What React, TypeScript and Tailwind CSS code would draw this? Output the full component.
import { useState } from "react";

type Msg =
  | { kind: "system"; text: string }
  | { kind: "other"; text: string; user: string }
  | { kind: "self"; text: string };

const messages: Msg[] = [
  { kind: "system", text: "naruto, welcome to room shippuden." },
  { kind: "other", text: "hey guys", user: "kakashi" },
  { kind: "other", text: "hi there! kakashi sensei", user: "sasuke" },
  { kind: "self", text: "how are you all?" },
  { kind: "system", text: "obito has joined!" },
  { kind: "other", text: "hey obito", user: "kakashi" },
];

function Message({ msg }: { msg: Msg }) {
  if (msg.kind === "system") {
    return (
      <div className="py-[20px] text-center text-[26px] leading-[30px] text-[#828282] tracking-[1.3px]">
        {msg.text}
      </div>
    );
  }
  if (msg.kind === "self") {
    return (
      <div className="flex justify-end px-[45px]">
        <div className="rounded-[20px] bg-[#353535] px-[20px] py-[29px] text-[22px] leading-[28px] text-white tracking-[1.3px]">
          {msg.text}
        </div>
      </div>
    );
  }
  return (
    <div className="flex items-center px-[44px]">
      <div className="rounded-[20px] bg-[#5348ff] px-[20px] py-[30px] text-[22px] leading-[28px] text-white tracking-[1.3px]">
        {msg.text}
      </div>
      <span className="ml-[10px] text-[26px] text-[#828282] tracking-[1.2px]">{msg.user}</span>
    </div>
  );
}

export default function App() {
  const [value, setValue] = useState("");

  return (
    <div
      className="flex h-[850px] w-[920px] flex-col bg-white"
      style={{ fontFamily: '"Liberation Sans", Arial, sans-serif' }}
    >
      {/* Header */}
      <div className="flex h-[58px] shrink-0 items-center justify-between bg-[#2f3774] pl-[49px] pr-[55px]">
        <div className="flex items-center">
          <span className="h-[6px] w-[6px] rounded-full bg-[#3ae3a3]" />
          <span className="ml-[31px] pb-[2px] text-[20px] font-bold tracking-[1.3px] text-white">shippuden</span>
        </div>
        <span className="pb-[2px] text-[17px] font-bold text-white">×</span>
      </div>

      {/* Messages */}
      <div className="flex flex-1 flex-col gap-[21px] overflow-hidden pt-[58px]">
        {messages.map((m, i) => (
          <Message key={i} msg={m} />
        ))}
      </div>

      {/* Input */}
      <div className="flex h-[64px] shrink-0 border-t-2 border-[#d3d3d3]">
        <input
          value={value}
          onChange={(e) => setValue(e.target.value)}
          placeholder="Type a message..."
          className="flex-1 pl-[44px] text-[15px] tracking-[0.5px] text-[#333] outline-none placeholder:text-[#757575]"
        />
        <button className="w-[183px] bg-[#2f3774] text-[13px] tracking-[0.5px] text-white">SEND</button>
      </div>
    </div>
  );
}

----

EXERCISE BRIEF
Starting at the first line of the material above, reproduce each line exactly up to and including the line with "const [value, setValue]".

THE SOLUTION
What React, TypeScript and Tailwind CSS code would draw this? Output the full component.
import { useState } from "react";

type Msg =
  | { kind: "system"; text: string }
  | { kind: "other"; text: string; user: string }
  | { kind: "self"; text: string };

const messages: Msg[] = [
  { kind: "system", text: "naruto, welcome to room shippuden." },
  { kind: "other", text: "hey guys", user: "kakashi" },
  { kind: "other", text: "hi there! kakashi sensei", user: "sasuke" },
  { kind: "self", text: "how are you all?" },
  { kind: "system", text: "obito has joined!" },
  { kind: "other", text: "hey obito", user: "kakashi" },
];

function Message({ msg }: { msg: Msg }) {
  if (msg.kind === "system") {
    return (
      <div className="py-[20px] text-center text-[26px] leading-[30px] text-[#828282] tracking-[1.3px]">
        {msg.text}
      </div>
    );
  }
  if (msg.kind === "self") {
    return (
      <div className="flex justify-end px-[45px]">
        <div className="rounded-[20px] bg-[#353535] px-[20px] py-[29px] text-[22px] leading-[28px] text-white tracking-[1.3px]">
          {msg.text}
        </div>
      </div>
    );
  }
  return (
    <div className="flex items-center px-[44px]">
      <div className="rounded-[20px] bg-[#5348ff] px-[20px] py-[30px] text-[22px] leading-[28px] text-white tracking-[1.3px]">
        {msg.text}
      </div>
      <span className="ml-[10px] text-[26px] text-[#828282] tracking-[1.2px]">{msg.user}</span>
    </div>
  );
}

export default function App() {
  const [value, setValue] = useState("");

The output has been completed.